Ao se referir às mulheres sábias, novos saltos, agora mais enérgicos. Entende-se bem a razão: da casa à nação, lugares os mais diversos devem ser conquistados; dos conselhos tutelares ao Supremo Tribunal Federal; do governo de estados ao retorno profetizado ao Palácio do Planalto.
Num caso clássico de ato falho freudiano, a ex-primeira dama disse “Mas uma mulher…”, porém, raciocinando rapidamente, corrigiu-se a tempo, “mulheres sábias”.
Mantida a referência no singular, qual seria “a mulher sábia que edificaria a nação”? No fecho de ferro do discurso, Michelle promete que algo sobrenatural está prestes a acontecer e invoca Lucas 12:2. Consultemos a passagem:
“Não há nada escondido que não se descubra, nada oculto que não se divulgue”. [5]
Pois é: vem à superfície o projeto político autoritário, em busca da testosterona perdida, e fundamentalista, na afirmação de um ideal teonomista.

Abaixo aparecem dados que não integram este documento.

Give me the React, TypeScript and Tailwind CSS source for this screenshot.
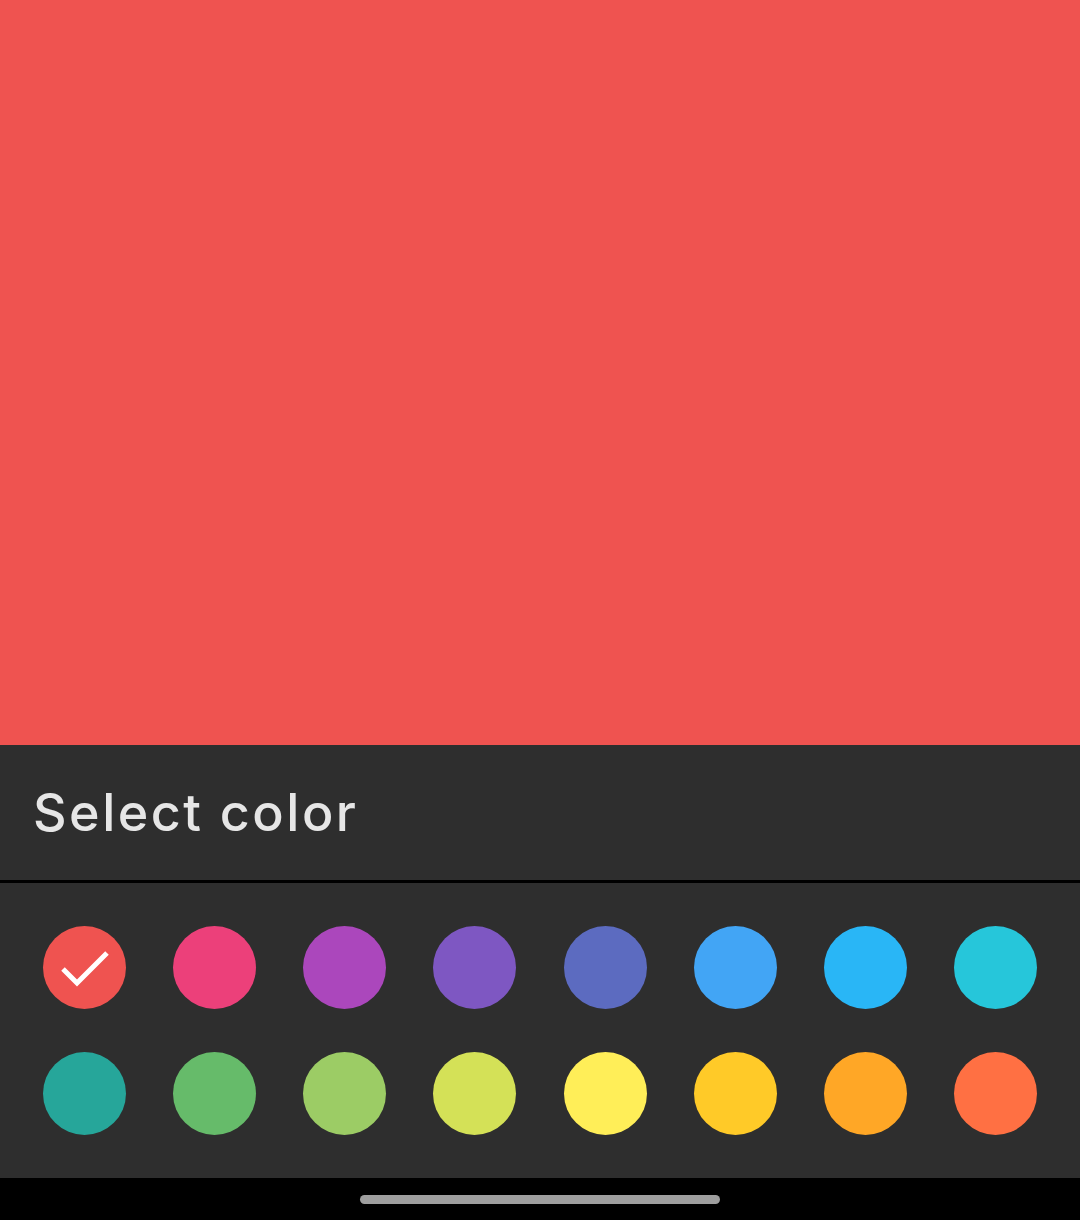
const swatches = [
  '#ef5350', '#ec407a', '#ab47bc', '#7e57c2', '#5c6bc0', '#42a5f5', '#29b6f6', '#26c6da',
  '#26a69a', '#66bb6a', '#9ccc65', '#d4e157', '#ffee58', '#ffca28', '#ffa726', '#ff7043',
];

function Swatch({ color, selected }: { color: string; selected?: boolean }) {
  return (
    <div className="w-[83px] h-[83px] rounded-full flex items-center justify-center" style={{ backgroundColor: color }}>
      {selected && (
        <svg width="83" height="83" viewBox="0 0 83 83">
          <path d="M20 43 L34 57 L64 27" fill="none" stroke="#ffffff" strokeWidth="5" strokeLinecap="butt" strokeLinejoin="miter" />
        </svg>
      )}
    </div>
  );
}

export default function App() {
  const rows = [swatches.slice(0, 8), swatches.slice(8)];
  return (
    <div className="w-[1080px] h-[1220px] flex flex-col bg-black" style={{ fontFamily: 'Inter, "Noto Sans", sans-serif' }}>
      <div className="h-[745px] bg-[#ef5350]" />
      <div className="h-[135px] bg-[#2e2e2e] flex items-center px-[33px]">
        <h1 className="text-[52px] leading-none text-[#e6e6e6] font-medium tracking-[2.5px]">Select color</h1>
      </div>
      <div className="h-[3px] bg-black" />
      <div className="bg-[#2e2e2e] p-[43px] flex flex-col gap-[43px]">
        {rows.map((row, r) => (
          <div key={r} className="flex justify-between">
            {row.map((c, i) => (
              <Swatch key={c} color={c} selected={r === 0 && i === 0} />
            ))}
          </div>
        ))}
      </div>
      <div className="flex-1 flex items-start justify-center pt-[17px]">
        <div className="w-[360px] h-[9px] rounded-full bg-[#9e9e9e]" />
      </div>
    </div>
  );
}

Projeto construído a partir da manipulação perversa do repertório bíblico e do emprego malicioso da retórica evangélica.
A performance de Michelle Bolsonaro tudo desvela e tudo divulga.
A ameaça é grave.
Na próxima coluna, ao esmiuçar a perspectiva de Gary North, definirei com maior precisão a Teologia do Domínio.

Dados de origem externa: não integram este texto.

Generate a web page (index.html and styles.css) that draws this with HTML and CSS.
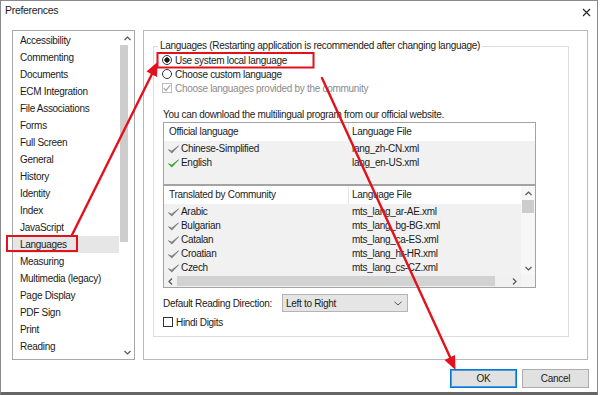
FILE: index.html
```html
<!DOCTYPE html>
<html>
<head>
    <title>Preferences</title>
    <link rel="stylesheet" href="styles.css">
</head>
<body>
    <div class="window">
        <div class="titlebar">
            <span class="title">Preferences</span>
            <svg class="close" width="9" height="9" viewBox="0 0 9 9"><path d="M1 1 L8 8 M8 1 L1 8" stroke="#222" stroke-width="1.1" fill="none"/></svg>
        </div>

        <div class="main">
            <div class="categories">
                <ul class="cat-list">
                    <li>Accessibility</li>
                    <li>Commenting</li>
                    <li>Documents</li>
                    <li>ECM Integration</li>
                    <li>File Associations</li>
                    <li>Forms</li>
                    <li>Full Screen</li>
                    <li>General</li>
                    <li>History</li>
                    <li>Identity</li>
                    <li>Index</li>
                    <li>JavaScript</li>
                    <li class="selected">Languages</li>
                    <li>Measuring</li>
                    <li>Multimedia (legacy)</li>
                    <li>Page Display</li>
                    <li>PDF Sign</li>
                    <li>Print</li>
                    <li>Reading</li>
                </ul>
                <div class="vscroll cat-scroll">
                    <span class="arrow"><svg width="7" height="5" viewBox="0 0 7 5"><polyline points="0.5,4 3.5,1 6.5,4" fill="none" stroke="#555" stroke-width="1.2"/></svg></span>
                    <div class="thumb"></div>
                    <div class="spacer"></div>
                    <span class="arrow"><svg width="7" height="5" viewBox="0 0 7 5"><polyline points="0.5,1 3.5,4 6.5,1" fill="none" stroke="#555" stroke-width="1.2"/></svg></span>
                </div>
            </div>

            <div class="panel">
                <fieldset class="group">
                    <legend>Languages (Restarting application is recommended after changing language)</legend>

                    <div class="option"><span class="radio checked"></span>Use system local language</div>
                    <div class="option"><span class="radio"></span>Choose custom language</div>
                    <div class="option disabled">
                        <span class="checkbox">
                            <svg width="8" height="8" viewBox="0 0 8 8"><polyline points="0.8,4 3,6.5 7.3,1.2" fill="none" stroke="#a8a8a8" stroke-width="1.2"/></svg>
                        </span>Choose languages provided by the community
                    </div>

                    <p class="note">You can download the multilingual program from our official website.</p>

                    <div class="table official">
                        <div class="thead">
                            <div class="col1">Official language</div>
                            <div class="col2">Language File</div>
                        </div>
                        <div class="tbody">
                            <div class="row">
                                <div class="col1"><svg class="tick" width="11" height="9" viewBox="0 0 11 9"><path d="M0.5 4.8 L3.8 8 L10.5 0.8 L3.8 6.2 Z" fill="#7d7d7d" stroke="#7d7d7d" stroke-width="0.9" stroke-linejoin="round"/></svg>Chinese-Simplified</div>
                                <div class="col2">lang_zh-CN.xml</div>
                            </div>
                            <div class="row">
                                <div class="col1"><svg class="tick" width="11" height="9" viewBox="0 0 11 9"><path d="M0.5 4.8 L3.8 8 L10.5 0.8 L3.8 6.2 Z" fill="#37a337" stroke="#37a337" stroke-width="0.9" stroke-linejoin="round"/></svg>English</div>
                                <div class="col2">lang_en-US.xml</div>
                            </div>
                        </div>
                    </div>

                    <div class="table community">
                        <div class="tframe">
                            <div class="tmain">
                                <div class="thead">
                                    <div class="col1">Translated by Community</div>
                                    <div class="col2">Language File</div>
                                </div>
                                <div class="tbody">
                                    <div class="row">
                                        <div class="col1"><svg class="tick" width="11" height="9" viewBox="0 0 11 9"><path d="M0.5 4.8 L3.8 8 L10.5 0.8 L3.8 6.2 Z" fill="#7d7d7d" stroke="#7d7d7d" stroke-width="0.9" stroke-linejoin="round"/></svg>Arabic</div>
                                        <div class="col2">mts_lang_ar-AE.xml</div>
                                    </div>
                                    <div class="row">
                                        <div class="col1"><svg class="tick" width="11" height="9" viewBox="0 0 11 9"><path d="M0.5 4.8 L3.8 8 L10.5 0.8 L3.8 6.2 Z" fill="#7d7d7d" stroke="#7d7d7d" stroke-width="0.9" stroke-linejoin="round"/></svg>Bulgarian</div>
                                        <div class="col2">mts_lang_bg-BG.xml</div>
                                    </div>
                                    <div class="row">
                                        <div class="col1"><svg class="tick" width="11" height="9" viewBox="0 0 11 9"><path d="M0.5 4.8 L3.8 8 L10.5 0.8 L3.8 6.2 Z" fill="#7d7d7d" stroke="#7d7d7d" stroke-width="0.9" stroke-linejoin="round"/></svg>Catalan</div>
                                        <div class="col2">mts_lang_ca-ES.xml</div>
                                    </div>
                                    <div class="row">
                                        <div class="col1"><svg class="tick" width="11" height="9" viewBox="0 0 11 9"><path d="M0.5 4.8 L3.8 8 L10.5 0.8 L3.8 6.2 Z" fill="#7d7d7d" stroke="#7d7d7d" stroke-width="0.9" stroke-linejoin="round"/></svg>Croatian</div>
                                        <div class="col2">mts_lang_hr-HR.xml</div>
                                    </div>
                                    <div class="row">
                                        <div class="col1"><svg class="tick" width="11" height="9" viewBox="0 0 11 9"><path d="M0.5 4.8 L3.8 8 L10.5 0.8 L3.8 6.2 Z" fill="#7d7d7d" stroke="#7d7d7d" stroke-width="0.9" stroke-linejoin="round"/></svg>Czech</div>
                                        <div class="col2">mts_lang_cs-CZ.xml</div>
                                    </div>
                                </div>
                            </div>
                            <div class="vscroll list-scroll">
                                <span class="arrow"><svg width="7" height="5" viewBox="0 0 7 5"><polyline points="0.5,4 3.5,1 6.5,4" fill="none" stroke="#555" stroke-width="1.2"/></svg></span>
                                <div class="thumb"></div>
                                <div class="spacer"></div>
                                <span class="arrow"><svg width="7" height="5" viewBox="0 0 7 5"><polyline points="0.5,1 3.5,4 6.5,1" fill="none" stroke="#555" stroke-width="1.2"/></svg></span>
                            </div>
                        </div>
                        <div class="hscroll">
                            <span class="arrow"><svg width="5" height="7" viewBox="0 0 5 7"><polyline points="4,0.5 1,3.5 4,6.5" fill="none" stroke="#555" stroke-width="1.2"/></svg></span>
                            <div class="thumb"></div>
                            <div class="spacer"></div>
                            <span class="arrow"><svg width="5" height="7" viewBox="0 0 5 7"><polyline points="1,0.5 4,3.5 1,6.5" fill="none" stroke="#555" stroke-width="1.2"/></svg></span>
                            <div class="corner"></div>
                        </div>
                    </div>

                    <div class="direction">
                        <span class="direction-label">Default Reading Direction:</span>
                        <div class="select">
                            <span>Left to Right</span>
                            <svg width="8" height="5" viewBox="0 0 8 5"><polyline points="0.5,0.8 4,4 7.5,0.8" fill="none" stroke="#555" stroke-width="1"/></svg>
                        </div>
                    </div>
                    <div class="option hindi"><span class="checkbox"></span>Hindi Digits</div>
                </fieldset>
            </div>
        </div>

        <div class="footer">
            <button class="btn default">OK</button>
            <button class="btn">Cancel</button>
        </div>
    </div>

    <!-- red markup drawn over the dialog -->
    <svg class="markup" width="600" height="395" viewBox="0 0 600 395">
        <g fill="none" stroke="#e3111b" stroke-width="2">
            <rect x="7" y="236" width="70" height="15"/>
            <rect x="157.5" y="53" width="156" height="14.5"/>
        </g>
        <g stroke="#e3111b" stroke-width="2.4" stroke-linecap="round">
            <line x1="72" y1="235" x2="152" y2="74"/>
            <line x1="322" y1="78" x2="450" y2="357"/>
        </g>
        <g fill="#e3111b">
            <polygon points="157.5,62 157,77 146.5,71.5"/>
            <polygon points="455.5,370 455,355 444.5,360"/>
        </g>
    </svg>
</body>
</html>
```

FILE: styles.css
```css
body {
    position: relative;
    width: 600px;
    height: 395px;
    margin: 0;
    overflow: hidden;
    background: #fff;
    color: #1b1b1b;
    font-family: "Liberation Sans", Arial, sans-serif;
    font-size: 10px;
    letter-spacing: -0.3px;
}

.window {
    box-sizing: border-box;
    display: flex;
    flex-direction: column;
    width: 598px;
    height: 395px;
    border: 1px solid #8a8a8a;
    border-bottom: 3px solid #666;
}

.titlebar {
    display: flex;
    justify-content: space-between;
    align-items: flex-start;
    height: 29px;
    padding: 1px 6px 0 4px;
    box-sizing: border-box;
}

.title {
    line-height: 16px;
    font-size: 10.5px;
}

.close {
    margin-top: 6px;
}

.main {
    display: flex;
    gap: 8px;
    height: 330px;
    padding: 0 8px 0 11px;
}

/* left category list */
.categories {
    box-sizing: border-box;
    display: flex;
    width: 123px;
    border: 1px solid #a8a8a8;
}

.cat-list {
    flex: 1;
    margin: 0;
    padding: 1px 0 0 0;
    list-style: none;
}

.cat-list li {
    height: 17px;
    line-height: 17px;
    padding-left: 7px;
}

.cat-list .selected {
    background: #e6e6e6;
}

.vscroll {
    display: flex;
    flex-direction: column;
    background: #f7f7f7;
}

.vscroll .arrow {
    display: flex;
    align-items: center;
    justify-content: center;
    height: 14px;
}

.vscroll .spacer,
.hscroll .spacer {
    flex: 1;
}

.cat-scroll {
    width: 14px;
    padding-left: 1px;
    background: #fff;
}

.cat-scroll .thumb {
    width: 8px;
    height: 197px;
    background: #cdcdcd;
}

/* right panel */
.panel {
    box-sizing: border-box;
    width: 445px;
    border: 1px solid #b9b9b9;
    padding: 8px 18px 0 9px;
}

.group {
    box-sizing: border-box;
    height: 298px;
    margin: 0;
    padding: 0 8px 0 8px;
    border: 1px solid #dcdcdc;
}

.group legend {
    margin-left: -4px;
    padding: 0 2px;
    line-height: 14px;
}

.option {
    display: flex;
    align-items: center;
    height: 14px;
}

.option.disabled {
    color: #8c8c8c;
}

.radio,
.checkbox {
    box-sizing: border-box;
    display: flex;
    align-items: center;
    justify-content: center;
    width: 10px;
    height: 10px;
    margin-right: 3px;
    border: 1px solid #333;
    background: #fff;
}

.radio {
    border-radius: 50%;
}

.radio.checked {
    background: radial-gradient(circle, #1b1b1b 0 2.4px, #fff 2.9px);
}

.disabled .checkbox {
    border-color: #bcbcbc;
}

.note {
    margin: 13px 0 0 1px;
    line-height: 14px;
}

/* language tables */
.table {
    box-sizing: border-box;
    width: 373px;
    margin-left: 1px;
    border: 1px solid #a3a3a3;
}

.official {
    height: 63px;
    display: flex;
    flex-direction: column;
}

.official .tbody {
    flex: 1;
}

.thead {
    display: flex;
    height: 18px;
    line-height: 18px;
    background: #fff;
}

.tbody {
    padding-top: 1px;
    background: #f1f1f1;
}

.row {
    display: flex;
    height: 14px;
    line-height: 14px;
}

.col1 {
    box-sizing: border-box;
    display: flex;
    align-items: center;
    width: 184px;
    padding-left: 4px;
}

.thead .col1 {
    padding-left: 5px;
}

.col2 {
    flex: 1;
    padding-left: 3px;
}

.thead .col2 {
    border-left: 1px solid #e6e6e6;
}

.row .col2 {
    padding-left: 4px;
}

.tick {
    margin-right: 2px;
}

.tframe {
    display: flex;
}

.tmain {
    flex: 1;
}

.list-scroll {
    width: 14px;
}

.list-scroll .thumb {
    height: 13px;
    margin: 0 1px;
    background: #cdcdcd;
}

.hscroll {
    display: flex;
    align-items: center;
    height: 12px;
    background: #f0f0f0;
}

.hscroll .arrow {
    display: flex;
    justify-content: center;
    width: 13px;
}

.hscroll .thumb {
    width: 318px;
    height: 10px;
    background: #d2d2d2;
}

.hscroll .corner {
    width: 14px;
    height: 12px;
    background: #f4f4f4;
}

.direction {
    display: flex;
    align-items: center;
    margin: 6px 0 0 1px;
}

.direction-label {
    width: 119px;
}

.select {
    box-sizing: border-box;
    display: flex;
    align-items: center;
    justify-content: space-between;
    width: 126px;
    height: 18px;
    padding: 0 5px 0 3px;
    border: 1px solid #b4b4b4;
    background: #e5e5e5;
}

.hindi {
    margin: 3px 0 0 1px;
}

/* dialog buttons */
.footer {
    display: flex;
    justify-content: flex-end;
    gap: 5px;
    padding: 9px 8px 0 0;
}

.btn {
    box-sizing: border-box;
    width: 67px;
    height: 19px;
    padding: 0;
    border: 1px solid #adadad;
    background: #e1e1e1;
    color: #1b1b1b;
    font: inherit;
    letter-spacing: inherit;
}

.btn.default {
    border-color: #0078d7;
    box-shadow: inset 0 0 0 1px #4b9be0;
}

.markup {
    position: absolute;
    top: 0;
    left: 0;
    pointer-events: none;
}
```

(Você tem uma semana para se refazer do susto e abrir os olhos.)
[1] Atos dos Apóstolos 2:1-4. Bíblia do Peregrino. Luís Alonso Schökel (organização e notas). São Paulo: Editora Paulus, 2a edição, 2006, p. 2.627.
[2] Primeira citação, Atos dos Apóstolos 2:6; segundo trecho, Atos dos Apóstolos 2:7-11. Op. cit., p. 2628.
[3] Gary North. “The Intellectual Schizophrenia of the New Christian Right”. In: James B Jordan. The Failure of the American Baptist Culture. Christianity and Civilization. N° 1, Spring 1982. Geneva Divinity School, p. 25. Tradução de José Luiz Rangel.
[4] Espere a próxima coluna, mas adianto que se trata de Gênesis 1:28, especialmente do trecho: “– Crescei, multiplicai-vos, enchei a terra e submetei-a; dominai (…)”. Bíblia do Peregrino. Op. cit., p. 17.
[5] Lucas 12:2. Bíblia do Peregrino. Op. cit., p. 2498.